What to do: Every line below is to be copied exactly, with the pictures left out.

Material provided:
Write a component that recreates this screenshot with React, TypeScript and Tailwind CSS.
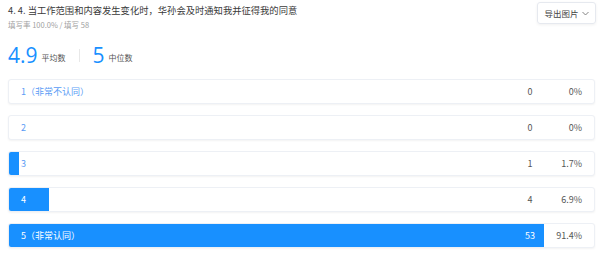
import React from "react";

const rows = [
  { label: "1（非常不认同）", count: 0, pct: "0%", w: 0 },
  { label: "2", count: 0, pct: "0%", w: 0 },
  { label: "3", count: 1, pct: "1.7%", w: 1.7 },
  { label: "4", count: 4, pct: "6.9%", w: 6.9 },
  { label: "5（非常认同）", count: 53, pct: "91.4%", w: 91.4 },
];

export default function App() {
  return (
    <div className="w-[605px] h-[260px] bg-white font-['Noto_Sans_CJK_SC','Noto_Sans',sans-serif] overflow-hidden">
      <div className="flex justify-between pl-2 pr-[9px] pt-[2px]">
        <div className="pt-[1px]">
          <div className="text-[9.3px] leading-[14px] text-[#3a3a3a]">4. 4. 当工作范围和内容发生变化时，华孙会及时通知我并征得我的同意</div>
          <div className="text-[7.5px] leading-[12px] text-[#a0a0a0] mt-[2px]">填写率 100.0% / 填写 58</div>
        </div>
        <div className="h-[22px] w-[59px] border border-[#e6e9ef] rounded-[3px] shadow-[0_1px_3px_rgba(0,0,0,0.06)] flex items-center justify-center gap-[3px] text-[8.5px] text-[#444]">
          <span>导出图片</span>
          <svg width="7" height="5" viewBox="0 0 7 5" fill="none"><path d="M0.5 1 L3.5 4 L6.5 1" stroke="#777" strokeWidth="0.9" /></svg>
        </div>
      </div>
      <div className="flex items-center pl-2 mt-[15px] h-[18px]">
        <span className="text-[21px] leading-none text-[#1890ff] font-['Open_Sans',sans-serif]">4.9</span>
        <span className="text-[8px] text-[#555] ml-[4px] mt-[5px]">平均数</span>
        <span className="w-px h-[13px] bg-[#e8e8e8] ml-[13px] mr-[13px]" />
        <span className="text-[21px] leading-none text-[#1890ff] font-['Open_Sans',sans-serif]">5</span>
        <span className="text-[8px] text-[#555] ml-[4px] mt-[5px]">中位数</span>
      </div>
      <div className="flex flex-col gap-[11px] pl-2 pr-[10px] mt-[15px]">
        {rows.map((r) => (
          <div key={r.label} className="relative h-[25px] rounded-[3px] border border-[#edf0f5] shadow-[0_1px_2px_rgba(0,0,0,0.05)] overflow-hidden bg-white">
            <div className="absolute left-0 top-0 bottom-0 bg-[#1890ff]" style={{ width: `${r.w}%` }} />
            <div className="relative flex items-center h-full text-[9px]">
              <span className={`pl-[12px] flex-1 ${r.w > 5 ? "text-white" : "text-[#5a9cf5]"}`}>{r.label}</span>
              <span className={`w-[20px] text-center ${r.w > 80 ? "text-white" : "text-[#555]"}`}>{r.count}</span>
              <span className="w-[54px] text-right pr-[12px] text-[#555]">{r.pct}</span>
            </div>
          </div>
        ))}
      </div>
    </div>
  );
}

Result of this task:
Write a component that recreates this screenshot with React, TypeScript and Tailwind CSS.
import React from "react";

const rows = [
  { label: "1（非常不认同）", count: 0, pct: "0%", w: 0 },
  { label: "2", count: 0, pct: "0%", w: 0 },
  { label: "3", count: 1, pct: "1.7%", w: 1.7 },
  { label: "4", count: 4, pct: "6.9%", w: 6.9 },
  { label: "5（非常认同）", count: 53, pct: "91.4%", w: 91.4 },
];

export default function App() {
  return (
    <div className="w-[605px] h-[260px] bg-white font-['Noto_Sans_CJK_SC','Noto_Sans',sans-serif] overflow-hidden">
      <div className="flex justify-between pl-2 pr-[9px] pt-[2px]">
        <div className="pt-[1px]">
          <div className="text-[9.3px] leading-[14px] text-[#3a3a3a]">4. 4. 当工作范围和内容发生变化时，华孙会及时通知我并征得我的同意</div>
          <div className="text-[7.5px] leading-[12px] text-[#a0a0a0] mt-[2px]">填写率 100.0% / 填写 58</div>
        </div>
        <div className="h-[22px] w-[59px] border border-[#e6e9ef] rounded-[3px] shadow-[0_1px_3px_rgba(0,0,0,0.06)] flex items-center justify-center gap-[3px] text-[8.5px] text-[#444]">
          <span>导出图片</span>
          <svg width="7" height="5" viewBox="0 0 7 5" fill="none"><path d="M0.5 1 L3.5 4 L6.5 1" stroke="#777" strokeWidth="0.9" /></svg>
        </div>
      </div>
      <div className="flex items-center pl-2 mt-[15px] h-[18px]">
        <span className="text-[21px] leading-none text-[#1890ff] font-['Open_Sans',sans-serif]">4.9</span>
        <span className="text-[8px] text-[#555] ml-[4px] mt-[5px]">平均数</span>
        <span className="w-px h-[13px] bg-[#e8e8e8] ml-[13px] mr-[13px]" />
        <span className="text-[21px] leading-none text-[#1890ff] font-['Open_Sans',sans-serif]">5</span>
        <span className="text-[8px] text-[#555] ml-[4px] mt-[5px]">中位数</span>
      </div>
      <div className="flex flex-col gap-[11px] pl-2 pr-[10px] mt-[15px]">
        {rows.map((r) => (
          <div key={r.label} className="relative h-[25px] rounded-[3px] border border-[#edf0f5] shadow-[0_1px_2px_rgba(0,0,0,0.05)] overflow-hidden bg-white">
            <div className="absolute left-0 top-0 bottom-0 bg-[#1890ff]" style={{ width: `${r.w}%` }} />
            <div className="relative flex items-center h-full text-[9px]">
              <span className={`pl-[12px] flex-1 ${r.w > 5 ? "text-white" : "text-[#5a9cf5]"}`}>{r.label}</span>
              <span className={`w-[20px] text-center ${r.w > 80 ? "text-white" : "text-[#555]"}`}>{r.count}</span>
              <span className="w-[54px] text-right pr-[12px] text-[#555]">{r.pct}</span>
            </div>
          </div>
        ))}
      </div>
    </div>
  );
}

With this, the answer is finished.